I think the Democrats will hold on to both houses mainly because of the Tea Party dimwits splitting the vote with the Republicans.
So I don’t think the dynamics will change all that much except that the Democrats will be forced to compromise with the Republicans more than they would normally want to in order to get anything passed of significance.
Hmmm… if the Dems were to be able to salvage their nominal majorities by a narrow margin, I agree that the survivors would as a body be even more “liberal”, specially if they save the House.
However, retaining the Senate by a hair’s breadth could have the effect that the relatively more liberal survivors would have to forget about even bothering to attempt to get 60 votes, so if you know a particular proposal won’t get to 60 without first folding, twisting and mutilating it beyond recognition, or letting someone pull a Ben Nelson, just in order to to say you passed something on the issue, you may reconsider the idea of whether that’s worth having to “just pass something” rather than move on to the next issue while controlling the agenda; start sending forward popular, viable-sounding proposals, and eventually “just say no” obstruction on Every. Single. Least. Thing. would become unjustifiable.
Even if indeed a new GOP majority would be more hardline ideological, when it comes to trying to stick with claims of malfeasance, Obama is no Clinton. Many of them would not be too sanguine on trying to claim that somehow making *policy * you ideologically disagree with is a wrongdoing equivalent to corruption or to perjurious obstruction of justice.
The CWA Congress that came up in 1994 tried to play the government-shutdown card in '95, but the economy at the time was stable enough that Clinton was able to allow it to happen and everyone came back to the table after just being minorly inconvenienced. Not sure how things would work out in the current state of things if the two ends of Penn Avenue tried that gambit again.
In any case within a few cycles the voters will once again be saying, “well, yes, I wanted a change from the other guys but not THIS!”; took them 5 terms between '94 and '06, barely took them two between '06 and '10.
(Aside: pkbites, I think you overestimate the potential impact of a hardline guns stance in the '96 presidential race. In ‘94, yes, it was still fresh in the motivated voters’ minds; but by '96 most would have noticed the main impact as some ammo magazines becoming more expensive and harder to find, yet nobody had come around to kick their doors down and take their guns away, even after a “militia” type had blown up all those kids in Oklahoma City. What any Republican in that race would have needed more would have been convincing Perot to throw his lot in with the GOP candidate, but even Republicans were pro-“globalization” in the 90s)
Probably not, but make no mistake, that meme is out there. On some message boards I often see people screaming that Obama is violating the Constitution and ought to be locked up or worse.
There are systematic statistical relationships between the Presidential vote share and the state of the economy during the election year and incumbency. Controlling for those factors we can say whether Clinton or Dole were better candidates.

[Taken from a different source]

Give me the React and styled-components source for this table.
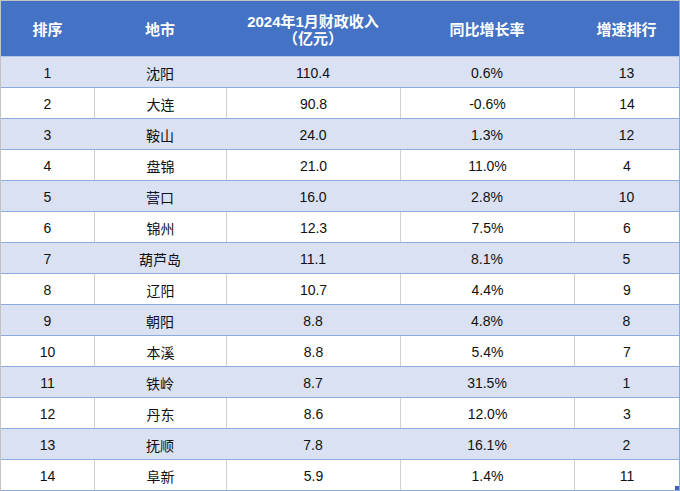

We can also posit how competent Dole would have had to be to beat Clinton.
Based on the model by Ray Fair, Clinton punched above his weight by 1.8 percentage points. Clinton won 54.7% of the popular vote in 1996: make him evenly matched with Dole and it would have been 53.0% (there’s some rounding error). For Dole to move the needle by 3 percentage points would be most unusual. While Dukakis and McGovern got clobbered that badly, such Presidential mismatches are the exception.
There is a 76% chance that the Democrats will control at least 50 seats in the Senate. The model predicts that they will control 51.5 seats to the Republican’s 48.4: it’s pretty ugly.
In the House, the Republicans win by 224.3 to 210.7. The odds of Republican takeover are 67%.
Regarding the OP, this matters. The Democrats in Congress have been lousy at PR, but terrific at performance. Facing the most vicious obstructionism since the Civil War – incredibly the Senate Republicans even refused to seat appointees to the Treasury Dept that they had no objection to – the Democrats performed better than all sessions since WWII. (Possible exception: Civil Rights session during President Johnson’s term).
During all of this, the Republicans held up appointments to the Judiciary, The Federal Reserve and the Treasury, despite the fact that the nation was facing the worst recession since WWII – delivered by Republican malfeasance (what else would you call it?) The Republicans expanded the use of the filibuster and refused to seat the properly elected Senator from Minnesota for about 6-7 months. And yet the Dems delivered.
It’s not just me: Norm Ornstein of the conservative American Enterprise Institute concedes that this congress has been the most productive in our lifetimes.